Finding and filtering

Use grep Wheeler student_marks.tsv to find the marks for Patrick McSweeney. Think about other patterns you could use to produce the same result
Use find ~ to list every file in your home tree. What would you do to list every file in /tmp ?
Use find ~ | grep doc to list all the word documents in your home tree. Think about what the short comings of this pattern might be
Use man grep to get some ideas for how you might might improve the pipeline in question 3
Use head -n30 student_marks.tsv to see the top 29 students marks. Now use head -n30 student > 29students.tsv to make a .tsv of just the top 29 students. Why is it only the top 29 students?
Use cut -f1 student_marks.tsv to see a list of all the students usernames. From this starting point add sort and uniq to the pipe line to create a list of usernames which is sorted alphabetically with the duplicates removed.
Use cut, sort and uniq to generate a list of the usernames which have at least 2 entries in the spreadsheet.
Use cut, sort, uniq and grep to generate a list of usernames which appear exactly twice
Produce a pipleline which tells you how many usernames appear in the file exactly 3 times.

Hard problems

Two PhD demonstrators have been marking some coursework. They have been sharing a combined marks spreadsheet for the class by email rather than using a shared drive. At some point they have become confused and have both been adding to different spreadsheets which started from the same email. To add to the confusion one of them sorted the spreadsheet into username while the other left it in its original sort. This is now your problem to fix. Write some shell scripts to create a copy of the original spreadsheet they both started from and a copy of the a spreadsheet of each demonstrators marks. The spreadsheets can be found at http://www.soton.ac.uk/~pm5c08/unix/demonstratorA.tsv and http://www.soton.ac.uk/~pm5c08/unix/demonstratorB.tsv

Write a python script that reads tsv data from the standard input and calculates the average of the marks fed into it. It should print the average to the standard output.

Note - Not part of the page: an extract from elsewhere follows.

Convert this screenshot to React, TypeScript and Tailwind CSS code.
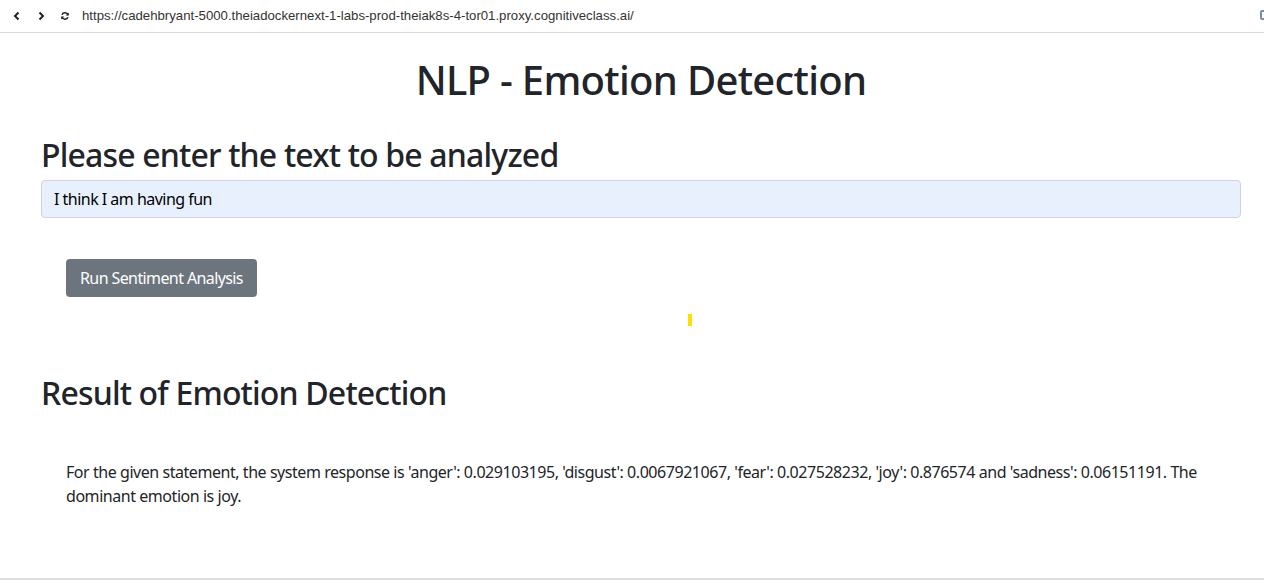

Create a pipeline which takes every spreadsheet (there should be 6) now in your shell_excercises directory and computes the class average. The script should take into consideration that some marks will be duplicated across different files. You should then also write a pipeline which tells you how many marks were used to calculate the average. Finally write a pipeline to spot students who's work has been marked twice by accident. How many students does this effect?